Much of that growth is credited to Claude Code, Anthropic’s AI coding assistant, which has driven significant enterprise adoption. Eight of the Fortune 10 are now Claude customers. At $965 billion against $47 billion in run-rate revenue, Anthropic trades at roughly 20x sales. OpenAI, by comparison, sits at around 42x on trailing revenue, which makes Anthropic look relatively modest on that metric.

The company has said it expects to reach cash-flow positivity by 2028, a target it pushed back earlier this year as compute and training costs continued to rise.

What this means for you as a Claude user

The short answer: more capacity, fewer limitations, and a faster pace of model releases.

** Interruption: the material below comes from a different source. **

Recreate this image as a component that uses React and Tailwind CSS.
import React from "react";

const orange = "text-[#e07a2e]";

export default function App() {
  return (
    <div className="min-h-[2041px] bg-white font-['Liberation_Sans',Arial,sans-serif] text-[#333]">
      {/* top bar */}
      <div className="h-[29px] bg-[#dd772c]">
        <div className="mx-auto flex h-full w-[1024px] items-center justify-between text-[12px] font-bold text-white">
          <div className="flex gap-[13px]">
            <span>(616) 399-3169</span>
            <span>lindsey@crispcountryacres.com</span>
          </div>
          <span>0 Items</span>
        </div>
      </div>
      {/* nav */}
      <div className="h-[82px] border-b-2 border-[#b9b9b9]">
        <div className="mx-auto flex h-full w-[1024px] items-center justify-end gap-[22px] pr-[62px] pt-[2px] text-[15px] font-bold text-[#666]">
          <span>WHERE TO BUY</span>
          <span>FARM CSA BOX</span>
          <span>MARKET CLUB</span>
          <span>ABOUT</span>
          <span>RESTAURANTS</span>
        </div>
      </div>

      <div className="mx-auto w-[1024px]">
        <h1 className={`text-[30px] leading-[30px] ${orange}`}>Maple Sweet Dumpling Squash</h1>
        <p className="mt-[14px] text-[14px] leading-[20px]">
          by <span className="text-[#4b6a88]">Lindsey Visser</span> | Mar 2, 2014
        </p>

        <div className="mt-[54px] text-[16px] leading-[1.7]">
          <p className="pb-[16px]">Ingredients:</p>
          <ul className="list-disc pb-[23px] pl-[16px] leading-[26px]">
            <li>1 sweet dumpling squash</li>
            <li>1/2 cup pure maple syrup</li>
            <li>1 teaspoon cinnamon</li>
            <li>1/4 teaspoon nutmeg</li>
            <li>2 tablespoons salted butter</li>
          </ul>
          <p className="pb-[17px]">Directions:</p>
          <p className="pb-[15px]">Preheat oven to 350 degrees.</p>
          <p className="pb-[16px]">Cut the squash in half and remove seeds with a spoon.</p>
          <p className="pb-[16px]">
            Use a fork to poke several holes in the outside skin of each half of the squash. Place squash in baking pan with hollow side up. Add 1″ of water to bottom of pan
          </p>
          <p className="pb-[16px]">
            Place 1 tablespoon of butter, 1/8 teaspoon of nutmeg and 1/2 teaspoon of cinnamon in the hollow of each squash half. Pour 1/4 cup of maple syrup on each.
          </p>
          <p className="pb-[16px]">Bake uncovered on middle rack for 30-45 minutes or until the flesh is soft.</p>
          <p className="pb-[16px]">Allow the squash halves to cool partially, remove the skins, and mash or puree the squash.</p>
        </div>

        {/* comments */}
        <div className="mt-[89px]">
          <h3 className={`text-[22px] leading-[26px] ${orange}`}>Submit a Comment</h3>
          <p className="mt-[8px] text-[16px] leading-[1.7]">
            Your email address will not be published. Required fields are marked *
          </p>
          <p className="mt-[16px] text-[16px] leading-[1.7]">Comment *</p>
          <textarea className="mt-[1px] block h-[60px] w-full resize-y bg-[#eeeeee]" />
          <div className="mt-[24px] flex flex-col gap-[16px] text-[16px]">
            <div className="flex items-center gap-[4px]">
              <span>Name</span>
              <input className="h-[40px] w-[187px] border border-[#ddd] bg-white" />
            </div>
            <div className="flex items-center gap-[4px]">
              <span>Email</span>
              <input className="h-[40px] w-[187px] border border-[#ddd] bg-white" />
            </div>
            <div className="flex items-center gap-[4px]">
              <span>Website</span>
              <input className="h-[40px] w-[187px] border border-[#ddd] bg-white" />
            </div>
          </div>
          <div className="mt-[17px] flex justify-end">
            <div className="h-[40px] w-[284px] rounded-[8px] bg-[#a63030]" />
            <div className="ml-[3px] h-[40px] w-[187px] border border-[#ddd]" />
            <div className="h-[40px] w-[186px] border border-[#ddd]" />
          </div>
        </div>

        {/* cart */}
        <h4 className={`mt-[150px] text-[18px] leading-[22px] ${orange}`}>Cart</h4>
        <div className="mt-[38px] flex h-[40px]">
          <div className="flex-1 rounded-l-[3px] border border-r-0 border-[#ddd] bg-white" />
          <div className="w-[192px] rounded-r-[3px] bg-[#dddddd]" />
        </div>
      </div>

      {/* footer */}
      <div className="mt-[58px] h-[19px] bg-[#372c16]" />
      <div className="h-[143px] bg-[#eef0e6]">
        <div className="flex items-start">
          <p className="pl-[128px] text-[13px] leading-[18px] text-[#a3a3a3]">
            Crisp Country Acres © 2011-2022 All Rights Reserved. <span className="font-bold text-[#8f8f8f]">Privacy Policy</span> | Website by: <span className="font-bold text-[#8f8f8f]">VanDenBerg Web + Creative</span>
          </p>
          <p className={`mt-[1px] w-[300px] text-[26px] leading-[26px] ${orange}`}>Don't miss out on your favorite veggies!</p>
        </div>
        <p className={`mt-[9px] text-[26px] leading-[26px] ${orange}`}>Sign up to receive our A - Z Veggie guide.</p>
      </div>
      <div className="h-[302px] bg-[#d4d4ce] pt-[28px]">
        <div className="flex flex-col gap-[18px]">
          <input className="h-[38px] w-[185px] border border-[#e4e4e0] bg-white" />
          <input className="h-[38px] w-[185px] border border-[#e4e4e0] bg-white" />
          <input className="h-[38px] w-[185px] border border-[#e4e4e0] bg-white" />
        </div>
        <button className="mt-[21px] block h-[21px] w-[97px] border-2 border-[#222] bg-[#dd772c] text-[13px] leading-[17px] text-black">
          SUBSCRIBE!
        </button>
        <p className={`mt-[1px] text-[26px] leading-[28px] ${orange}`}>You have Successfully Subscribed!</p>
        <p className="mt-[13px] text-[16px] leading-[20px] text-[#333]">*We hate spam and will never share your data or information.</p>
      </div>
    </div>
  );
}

Anthropic has already expanded usage limits following this round. Claude Code users are seeing higher rate limits and reduced throttling for Pro and Max subscribers. That is a direct consequence of the compute investments being made with this capital.

On the infrastructure side, Anthropic has signed agreements with Amazon for up to five gigawatts of new capacity, with Google and Broadcom for five gigawatts of next-generation TPU capacity, and with SpaceX for access to GPU capacity across the Colossus 1 and Colossus 2 facilities. The SpaceX deal alone involves $1.25 billion in monthly payments through May 2029. These are not small bets on future demand; they are commitments sized for a company expecting significant continued growth.

Claude is now the first frontier model available across all three major cloud platforms: AWS, Google Cloud, and Microsoft Azure. That matters for enterprise buyers who are locked into specific cloud environments.

The new model that landed the same day

Alongside the funding announcement, Anthropic released Claude Opus 4.8. The headline improvements are in agentic coding, where benchmark performance moved from 64.3% to 69.2%, and in speed, where the new Fast Mode runs 2.5x quicker at 3x lower cost compared to previous models.

The model also ships with a 1 million token context window by default across the Claude API, Amazon Bedrock, and Vertex AI, with a maximum output of 128k tokens. Pricing is unchanged at $5 per million input tokens and $25 per million output tokens.

A new “dynamic workflows” feature in Claude Code is designed for very large-scale engineering tasks, the kind that span multiple codebases or require sustained context over long sessions.

Anthropic also quietly unveiled Claude Mythos Preview, a cybersecurity-focused model currently available only to a select group of organisations.

What about an IPO?

This round is widely expected to be Anthropic’s last private fundraise. Forge Global has reported, citing people familiar with the matter, that Anthropic is considering an IPO as early as October 2026. No S-1 has been filed and the company hasn’t confirmed timing, but the investor mix here, including large public market funds like Fidelity and T. Rowe Price, points toward a company preparing for public markets rather than another private round.

For anyone with exposure to Amazon or Alphabet, an Anthropic IPO would be a notable event. Amazon’s total commitment of up to $33 billion and Alphabet’s commitment of up to $53 billion represent some of the largest single bets either company has made on an external AI provider.

The bigger picture

Anthropic was founded by former OpenAI researchers with an explicit focus on AI safety research. That framing hasn’t gone away, and the stated use of funds includes advancing safety and interpretability research alongside compute expansion and product development. Whether that balance holds as commercial pressures intensify is something worth watching.

What’s clear right now is that the two leading frontier AI labs have collectively raised over $180 billion in the past few months, are investing in compute at a scale that involves gigawatts and chip supply chains, and are approaching valuations that put them alongside some of the largest public companies on earth. The pace of capital deployment into this space is simply without precedent.

If you are building on Claude, integrating it into your business, or just using it daily, the practical effect is a company with substantially more runway to invest in reliability, capability, and access. That tends to be good news for the people actually using the product.